Bruxelles - Veronique Loute ha «perso» un figlio, forse per sempre. Il suo Samy, 24 anni, nato a Bruxelles, è partito nel 2012 per la Siria. Da allora combatte in nome di Allah e della guerra santa. Padre di origine ivoriano e madre belga sono ambedue cattolici. Samy, che tutti ricordano come «un ragazzo calmo e rispettoso» si converte all'Islam da adolescente. I cattivi maestri annidati nei quartieri jihadisti di Bruxelles lo incantano con il Jihad. Pochi mesi dopo la partenza si fa riprendere in un video al grido «Allah o Akbar», Dio è grande (guarda la video-intervista).
Suo figlio come è partito per la guerra santa?
«Samy è andato in Siria nel 2012. Un venerdì sera ero io che dovevo partire per qualche giorno.

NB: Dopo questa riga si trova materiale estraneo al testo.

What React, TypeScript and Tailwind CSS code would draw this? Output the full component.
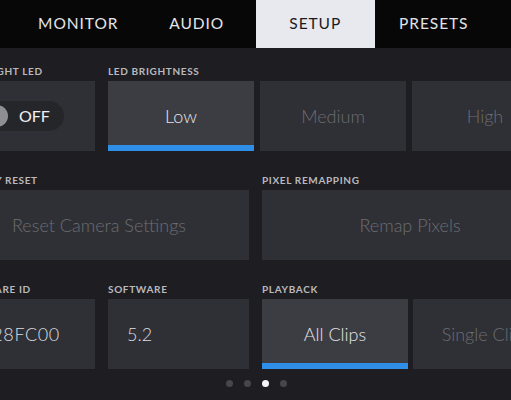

Mi ha chiesto solo di prendere un caffè assieme. In stazione ci siamo abbracciati e gli ho detto ci vediamo presto. Non sapevo che era finita. Quando sono tornata non c'era più. Era partito per la Siria via Turchia».
Si era convertito?
«Sì, a 14 anni. Aveva dei conoscenti musulmani nel quartiere di Bruxelles dove abito».
Cosa lo ha convinto ad una scelta così estrema, come la guerra in Siria, a poco più di vent'anni?
«Forse lo ha ammaliato un reclutatore raccontandogli come si stava bene in Siria. Non lo so, ma ogni giorno me lo chiedo. Non me lo ha mai voluto spiegare. Penso che avesse dei contatti con sheik Bassam (Bassam al Ayachi, ndr), che predicava a Molenbeek (comune di Bruxelles dove è nata la cellula del terrore di Parigi, ndr). Dopo la chiusura della moschea decisa dalle autorità è partito per la Siria con il figlio, dove ha fondato una brigata combattente. Un giorno Samy è tornato a casa e riferendosi a sheik Bassam ha detto: Mamma i suoi sermoni sono magnifici».
Cosa sa ora di suo figlio?
«Non ricevo sue notizie dall'agosto dello scorso anno. L'ultima volta che l'ho sentito sosteneva che non poteva parlare perché c'erano i droni. Chi rispondeva al telefono veniva colpito. Non voglio saltare per aria mi ha detto. Parlare è troppo pericoloso. Penso che sia con Daesh (lo Stato islamico, ndr), ma non sono in grado di giurarlo. Potrebbe anche far parte di Al Nusra, la costola di Al Qaeda».
In Siria si è sposato?
«Dopo una battaglia il capo della brigata gli ha offerto una donna. Nel 2013 mi ha detto che si sarebbe sposato con lei in Siria».
Le ha mandato delle foto?
«Mai. Però è stato ripreso in un video di propaganda che trovate su Youtube (in mimetica e kalashnikov, ndr)».
Pensa che suo figlio sia ancora vivo?
«In Belgio c'è chi tiene un elenco aggiornato di quelli che muoiono in Siria. Mio figlio non c'è, ma di lui non so più nulla».
Cosa spera per Samy?
«Che un giorno rinsavisca e decida di tornare a casa. Più passano gli anni, meno è probabile che accada. In ogni caso dovrà andare in prigione, ma bisogna riflettere come, anche per gli altri giovani che sono partiti. In carcere devono far parte di un programma di deradicalizzazione. Bisogna fare un lavoro psicologico per fargli cambiare la visione che hanno del mondo».
Perché ha fondato con altri un'associazione per cercare di salvare i mujaheddin come Samy?
«Per non sentirci soli davanti alla perdita dei nostri figli. Da due genitori siamo diventati 40. Ci aiutano psicologi, avvocati, diversi specialisti per elaborare lo stress. La nostra testimonianza nelle scuole, nei centri giovanili servono ad impedire che altri giovani partano per la Siria».
Non avete mai pensato di andare a recuperare i vostri figli?
«È difficilissimo. Alla frontiera turca ci sono uomini del governo belga, se dei ragazzi vogliono rientrare. Ma come ci arrivano? Lavoriamo con delle associazioni siriane che aiutano chi vuole scappare. C'è ancora tanto da fare in questa direzione».
Cosa ha pensato dopo gli attentati di Bruxelles?
«Ho solo sperato che non sia stato mio figlio».
Samy
l'ha abbandonata. Lo perdonerebbe?«Se non ha ucciso o compiuto attentati, ma non me lo direbbe mai, potrei anche perdonarlo. Prima, però, deve passare per il carcere».